**Short problem**: Write out the whole listing again, exactly as given.

**Data segment**:
○ ○ ○

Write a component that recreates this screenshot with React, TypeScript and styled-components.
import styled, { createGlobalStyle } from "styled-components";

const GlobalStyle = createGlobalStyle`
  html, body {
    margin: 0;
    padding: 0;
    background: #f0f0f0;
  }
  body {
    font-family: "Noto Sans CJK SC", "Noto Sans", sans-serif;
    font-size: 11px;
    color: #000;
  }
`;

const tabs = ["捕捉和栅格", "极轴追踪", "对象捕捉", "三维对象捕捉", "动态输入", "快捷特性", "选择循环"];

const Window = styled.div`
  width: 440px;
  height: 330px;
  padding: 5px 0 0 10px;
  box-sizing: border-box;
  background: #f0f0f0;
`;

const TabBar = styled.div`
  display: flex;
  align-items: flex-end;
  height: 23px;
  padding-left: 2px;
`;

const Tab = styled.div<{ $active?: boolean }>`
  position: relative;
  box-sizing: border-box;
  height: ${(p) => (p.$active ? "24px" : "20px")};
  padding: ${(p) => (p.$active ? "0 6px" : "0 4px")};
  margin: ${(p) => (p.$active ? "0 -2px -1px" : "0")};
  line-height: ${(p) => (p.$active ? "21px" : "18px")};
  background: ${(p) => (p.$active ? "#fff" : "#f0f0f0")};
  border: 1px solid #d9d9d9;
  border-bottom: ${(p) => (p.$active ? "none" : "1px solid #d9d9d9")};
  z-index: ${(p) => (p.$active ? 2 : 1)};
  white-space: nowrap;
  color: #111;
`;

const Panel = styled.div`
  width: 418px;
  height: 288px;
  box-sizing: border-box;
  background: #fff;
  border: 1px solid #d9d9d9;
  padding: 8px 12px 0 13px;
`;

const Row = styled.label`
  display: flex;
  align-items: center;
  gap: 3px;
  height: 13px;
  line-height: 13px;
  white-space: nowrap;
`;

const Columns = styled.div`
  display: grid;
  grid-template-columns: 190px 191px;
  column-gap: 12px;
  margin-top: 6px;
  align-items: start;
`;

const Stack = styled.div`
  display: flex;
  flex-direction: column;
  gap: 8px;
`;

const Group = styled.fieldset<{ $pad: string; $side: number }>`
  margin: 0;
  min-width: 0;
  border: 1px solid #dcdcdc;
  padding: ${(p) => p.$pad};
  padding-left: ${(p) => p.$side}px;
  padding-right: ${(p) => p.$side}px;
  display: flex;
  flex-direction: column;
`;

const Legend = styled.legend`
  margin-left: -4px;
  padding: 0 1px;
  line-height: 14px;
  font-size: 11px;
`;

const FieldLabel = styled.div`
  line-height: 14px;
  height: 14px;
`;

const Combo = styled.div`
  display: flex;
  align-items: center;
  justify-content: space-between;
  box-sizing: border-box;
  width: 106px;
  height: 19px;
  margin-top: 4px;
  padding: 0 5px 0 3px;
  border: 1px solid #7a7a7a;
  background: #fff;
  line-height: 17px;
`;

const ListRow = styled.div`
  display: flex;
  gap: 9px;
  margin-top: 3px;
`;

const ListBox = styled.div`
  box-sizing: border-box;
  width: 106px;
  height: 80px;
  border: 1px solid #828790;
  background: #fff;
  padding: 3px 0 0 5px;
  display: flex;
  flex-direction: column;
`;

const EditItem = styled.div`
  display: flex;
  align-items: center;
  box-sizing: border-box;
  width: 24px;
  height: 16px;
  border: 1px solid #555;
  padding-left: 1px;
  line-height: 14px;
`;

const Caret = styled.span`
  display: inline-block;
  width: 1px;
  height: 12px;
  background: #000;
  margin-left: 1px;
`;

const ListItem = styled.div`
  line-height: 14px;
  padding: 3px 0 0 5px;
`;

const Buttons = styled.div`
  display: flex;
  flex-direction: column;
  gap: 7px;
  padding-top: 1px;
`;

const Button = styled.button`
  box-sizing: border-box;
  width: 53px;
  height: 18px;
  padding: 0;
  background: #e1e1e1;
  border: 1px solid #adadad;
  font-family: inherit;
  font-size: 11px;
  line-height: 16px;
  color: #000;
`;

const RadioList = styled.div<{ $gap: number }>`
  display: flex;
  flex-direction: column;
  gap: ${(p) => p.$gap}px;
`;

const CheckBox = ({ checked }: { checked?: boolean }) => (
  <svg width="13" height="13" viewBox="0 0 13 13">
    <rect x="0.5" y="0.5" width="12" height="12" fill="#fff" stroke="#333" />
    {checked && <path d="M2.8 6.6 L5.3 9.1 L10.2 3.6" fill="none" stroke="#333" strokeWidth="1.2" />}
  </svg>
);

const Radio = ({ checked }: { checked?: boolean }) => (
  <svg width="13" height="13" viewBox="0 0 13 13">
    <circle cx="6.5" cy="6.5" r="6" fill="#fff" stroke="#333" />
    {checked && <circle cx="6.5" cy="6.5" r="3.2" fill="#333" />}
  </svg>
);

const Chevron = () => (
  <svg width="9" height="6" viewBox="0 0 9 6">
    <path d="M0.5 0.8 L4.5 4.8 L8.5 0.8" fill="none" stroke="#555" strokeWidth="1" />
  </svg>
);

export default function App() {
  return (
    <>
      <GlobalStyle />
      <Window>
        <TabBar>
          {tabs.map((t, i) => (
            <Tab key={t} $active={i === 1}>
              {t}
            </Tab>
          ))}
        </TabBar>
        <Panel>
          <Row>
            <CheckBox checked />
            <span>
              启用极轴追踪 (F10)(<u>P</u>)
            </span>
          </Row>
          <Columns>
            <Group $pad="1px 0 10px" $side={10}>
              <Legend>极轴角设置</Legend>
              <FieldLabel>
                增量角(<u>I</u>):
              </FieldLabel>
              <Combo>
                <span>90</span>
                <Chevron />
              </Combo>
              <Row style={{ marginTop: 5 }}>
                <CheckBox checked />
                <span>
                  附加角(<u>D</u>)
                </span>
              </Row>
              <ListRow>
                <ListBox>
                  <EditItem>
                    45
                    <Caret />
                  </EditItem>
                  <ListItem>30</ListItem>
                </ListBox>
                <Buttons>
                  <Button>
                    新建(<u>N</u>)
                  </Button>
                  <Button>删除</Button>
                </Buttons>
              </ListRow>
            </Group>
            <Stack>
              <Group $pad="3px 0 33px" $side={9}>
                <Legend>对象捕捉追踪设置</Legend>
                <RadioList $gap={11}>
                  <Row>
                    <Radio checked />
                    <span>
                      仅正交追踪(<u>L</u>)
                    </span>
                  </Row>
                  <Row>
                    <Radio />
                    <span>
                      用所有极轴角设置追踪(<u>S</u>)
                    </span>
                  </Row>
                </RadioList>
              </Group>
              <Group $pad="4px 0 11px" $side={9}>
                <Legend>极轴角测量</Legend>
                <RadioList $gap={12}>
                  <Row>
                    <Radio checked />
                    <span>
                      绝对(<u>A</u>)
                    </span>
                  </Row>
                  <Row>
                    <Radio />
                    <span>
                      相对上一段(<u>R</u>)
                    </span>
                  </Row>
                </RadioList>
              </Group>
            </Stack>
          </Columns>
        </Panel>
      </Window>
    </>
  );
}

○ ○ ○

**The reply**:
Write a component that recreates this screenshot with React, TypeScript and styled-components.
import styled, { createGlobalStyle } from "styled-components";

const GlobalStyle = createGlobalStyle`
  html, body {
    margin: 0;
    padding: 0;
    background: #f0f0f0;
  }
  body {
    font-family: "Noto Sans CJK SC", "Noto Sans", sans-serif;
    font-size: 11px;
    color: #000;
  }
`;

const tabs = ["捕捉和栅格", "极轴追踪", "对象捕捉", "三维对象捕捉", "动态输入", "快捷特性", "选择循环"];

const Window = styled.div`
  width: 440px;
  height: 330px;
  padding: 5px 0 0 10px;
  box-sizing: border-box;
  background: #f0f0f0;
`;

const TabBar = styled.div`
  display: flex;
  align-items: flex-end;
  height: 23px;
  padding-left: 2px;
`;

const Tab = styled.div<{ $active?: boolean }>`
  position: relative;
  box-sizing: border-box;
  height: ${(p) => (p.$active ? "24px" : "20px")};
  padding: ${(p) => (p.$active ? "0 6px" : "0 4px")};
  margin: ${(p) => (p.$active ? "0 -2px -1px" : "0")};
  line-height: ${(p) => (p.$active ? "21px" : "18px")};
  background: ${(p) => (p.$active ? "#fff" : "#f0f0f0")};
  border: 1px solid #d9d9d9;
  border-bottom: ${(p) => (p.$active ? "none" : "1px solid #d9d9d9")};
  z-index: ${(p) => (p.$active ? 2 : 1)};
  white-space: nowrap;
  color: #111;
`;

const Panel = styled.div`
  width: 418px;
  height: 288px;
  box-sizing: border-box;
  background: #fff;
  border: 1px solid #d9d9d9;
  padding: 8px 12px 0 13px;
`;

const Row = styled.label`
  display: flex;
  align-items: center;
  gap: 3px;
  height: 13px;
  line-height: 13px;
  white-space: nowrap;
`;

const Columns = styled.div`
  display: grid;
  grid-template-columns: 190px 191px;
  column-gap: 12px;
  margin-top: 6px;
  align-items: start;
`;

const Stack = styled.div`
  display: flex;
  flex-direction: column;
  gap: 8px;
`;

const Group = styled.fieldset<{ $pad: string; $side: number }>`
  margin: 0;
  min-width: 0;
  border: 1px solid #dcdcdc;
  padding: ${(p) => p.$pad};
  padding-left: ${(p) => p.$side}px;
  padding-right: ${(p) => p.$side}px;
  display: flex;
  flex-direction: column;
`;

const Legend = styled.legend`
  margin-left: -4px;
  padding: 0 1px;
  line-height: 14px;
  font-size: 11px;
`;

const FieldLabel = styled.div`
  line-height: 14px;
  height: 14px;
`;

const Combo = styled.div`
  display: flex;
  align-items: center;
  justify-content: space-between;
  box-sizing: border-box;
  width: 106px;
  height: 19px;
  margin-top: 4px;
  padding: 0 5px 0 3px;
  border: 1px solid #7a7a7a;
  background: #fff;
  line-height: 17px;
`;

const ListRow = styled.div`
  display: flex;
  gap: 9px;
  margin-top: 3px;
`;

const ListBox = styled.div`
  box-sizing: border-box;
  width: 106px;
  height: 80px;
  border: 1px solid #828790;
  background: #fff;
  padding: 3px 0 0 5px;
  display: flex;
  flex-direction: column;
`;

const EditItem = styled.div`
  display: flex;
  align-items: center;
  box-sizing: border-box;
  width: 24px;
  height: 16px;
  border: 1px solid #555;
  padding-left: 1px;
  line-height: 14px;
`;

const Caret = styled.span`
  display: inline-block;
  width: 1px;
  height: 12px;
  background: #000;
  margin-left: 1px;
`;

const ListItem = styled.div`
  line-height: 14px;
  padding: 3px 0 0 5px;
`;

const Buttons = styled.div`
  display: flex;
  flex-direction: column;
  gap: 7px;
  padding-top: 1px;
`;

const Button = styled.button`
  box-sizing: border-box;
  width: 53px;
  height: 18px;
  padding: 0;
  background: #e1e1e1;
  border: 1px solid #adadad;
  font-family: inherit;
  font-size: 11px;
  line-height: 16px;
  color: #000;
`;

const RadioList = styled.div<{ $gap: number }>`
  display: flex;
  flex-direction: column;
  gap: ${(p) => p.$gap}px;
`;

const CheckBox = ({ checked }: { checked?: boolean }) => (
  <svg width="13" height="13" viewBox="0 0 13 13">
    <rect x="0.5" y="0.5" width="12" height="12" fill="#fff" stroke="#333" />
    {checked && <path d="M2.8 6.6 L5.3 9.1 L10.2 3.6" fill="none" stroke="#333" strokeWidth="1.2" />}
  </svg>
);

const Radio = ({ checked }: { checked?: boolean }) => (
  <svg width="13" height="13" viewBox="0 0 13 13">
    <circle cx="6.5" cy="6.5" r="6" fill="#fff" stroke="#333" />
    {checked && <circle cx="6.5" cy="6.5" r="3.2" fill="#333" />}
  </svg>
);

const Chevron = () => (
  <svg width="9" height="6" viewBox="0 0 9 6">
    <path d="M0.5 0.8 L4.5 4.8 L8.5 0.8" fill="none" stroke="#555" strokeWidth="1" />
  </svg>
);

export default function App() {
  return (
    <>
      <GlobalStyle />
      <Window>
        <TabBar>
          {tabs.map((t, i) => (
            <Tab key={t} $active={i === 1}>
              {t}
            </Tab>
          ))}
        </TabBar>
        <Panel>
          <Row>
            <CheckBox checked />
            <span>
              启用极轴追踪 (F10)(<u>P</u>)
            </span>
          </Row>
          <Columns>
            <Group $pad="1px 0 10px" $side={10}>
              <Legend>极轴角设置</Legend>
              <FieldLabel>
                增量角(<u>I</u>):
              </FieldLabel>
              <Combo>
                <span>90</span>
                <Chevron />
              </Combo>
              <Row style={{ marginTop: 5 }}>
                <CheckBox checked />
                <span>
                  附加角(<u>D</u>)
                </span>
              </Row>
              <ListRow>
                <ListBox>
                  <EditItem>
                    45
                    <Caret />
                  </EditItem>
                  <ListItem>30</ListItem>
                </ListBox>
                <Buttons>
                  <Button>
                    新建(<u>N</u>)
                  </Button>
                  <Button>删除</Button>
                </Buttons>
              </ListRow>
            </Group>
            <Stack>
              <Group $pad="3px 0 33px" $side={9}>
                <Legend>对象捕捉追踪设置</Legend>
                <RadioList $gap={11}>
                  <Row>
                    <Radio checked />
                    <span>
                      仅正交追踪(<u>L</u>)
                    </span>
                  </Row>
                  <Row>
                    <Radio />
                    <span>
                      用所有极轴角设置追踪(<u>S</u>)
                    </span>
                  </Row>
                </RadioList>
              </Group>
              <Group $pad="4px 0 11px" $side={9}>
                <Legend>极轴角测量</Legend>
                <RadioList $gap={12}>
                  <Row>
                    <Radio checked />
                    <span>
                      绝对(<u>A</u>)
                    </span>
                  </Row>
                  <Row>
                    <Radio />
                    <span>
                      相对上一段(<u>R</u>)
                    </span>
                  </Row>
                </RadioList>
              </Group>
            </Stack>
          </Columns>
        </Panel>
      </Window>
    </>
  );
}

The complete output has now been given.